Have you or a loved one been denied Medicare-covered services because you’re “not improving”?

Many health care providers are still unaware that Medicare is required to cover skilled nursing and home care even if a patient is not showing improvement. If you are denied coverage based on this outdated standard, you have the right to appeal.

For decades, Medicare applied the so-called “improvement” standard to determine whether residents were entitled to coverage of particular care. The standard, which is not in Medicare law, only permitted coverage if the skilled treatment was deemed to contribute to improving the patient’s condition, which can be difficult to achieve for many ill seniors.

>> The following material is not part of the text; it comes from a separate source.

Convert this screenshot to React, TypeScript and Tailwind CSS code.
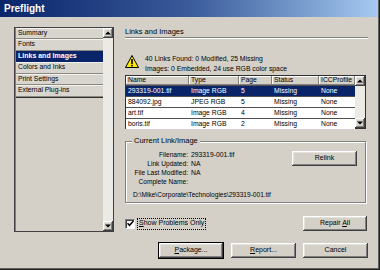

In 2012, the federal Centers for Medicare & Medicaid Services (CMS) agreed to settle a related lawsuit and acknowledged that there was no legal basis for the “improvement” standard and that both inpatient skilled nursing care and outpatient home care and therapy may be covered under Medicare as long as the treatment helps the patient maintain her current status or simply delays or slows her decline.

In other words, as long as the patient benefits from the skilled care, which can include nursing care or physical, occupational or speech therapy, then the patient is entitled to coverage.

Medicare will cover up to 100 days of care in a skilled nursing facility following an inpatient hospital stay of at least three days and will cover home-based care indefinitely if the patient is homebound.

Unfortunately, despite the settlement, the word hasn’t gotten out entirely to the care providers and insurance intermediaries that actually apply the rules. As a result, the plaintiffs from the suit and CMS recently agreed to a court-ordered corrective action plan. This includes a statement from CMS reminding the Medicare community that skilled nursing services should be covered “where such skilled nursing services are necessary to maintain the patient’s current condition or prevent or slow further deterioration so long as the beneficiary requires skilled care for the services to be safely and effectively provided.”

This doesn’t change the rights Medicare patients have always had, but should make it easier to enforce them. If you or a loved one is denied coverage because the patient is not “improving,” you should appeal.